The Israeli Defense Forces (IDF) announced on March 12 that it had struck two sites of the Syrian Arab Army (SAA) in Syria’s southern region where members of Lebanon’s Hezbollah were operating.
In a statement, the IDF said that it “holds the Syrian regime accountable for all activities which take place within its territory and will not allow for any attempted actions which could lead to the entrenchment of Hezbollah on the Syrian front.”
The strikes were carried out after “precise intelligence which incriminated the infrastructure” were gathered, the IDF added.
The Syrian Observatory for Human Rights confirmed that two SAA sites in the area of Tell al-Ahmar in the countryside of al-Qunitra governorate were struck by the IDF.
Two non-Syrian nationals were killed in the Israeli strikes, the London-based monitoring group said in a report, adding that there is no evidence confirming that the casualties were members of Hezbollah.

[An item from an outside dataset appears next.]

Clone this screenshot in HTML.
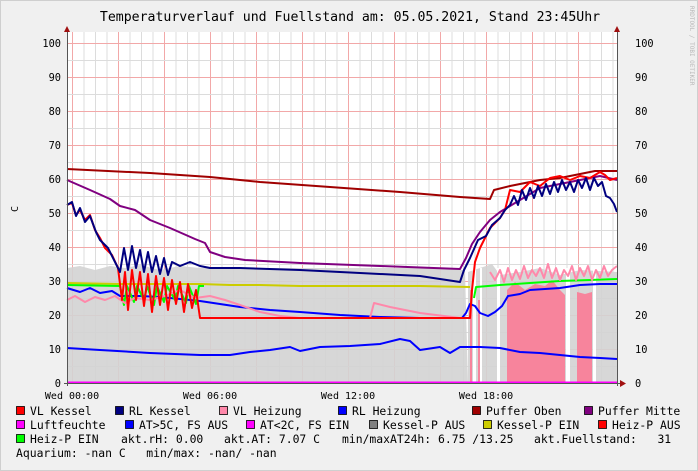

It is important to note that the group shared false information with regard to Israeli attacks on Syria on several occasions in the past.
The Israeli strikes came hours after Hezbollah fired more than a hundred “Katyusha” rockets from its heartland in southern Lebanon at the Israeli-occupied Syrian Golan Heights, targeting the headquarters of the Air and Missile Defense Command in Keila Barracks, the missile and artillery base in Yoav and several artillery sites.
Israel has significantly escalated its attacks on Syria since the outbreak of the war in the Gaza Strip, targeting mainly SAA sites and personnel of Iran’s Islamic Revolutionary Guard Corps, Hezbollah and other affiliated forces.
War-torn Syria has so far largely refrained from responding to Israel’s repeated attacks in order to avoid a dangerous confrontation.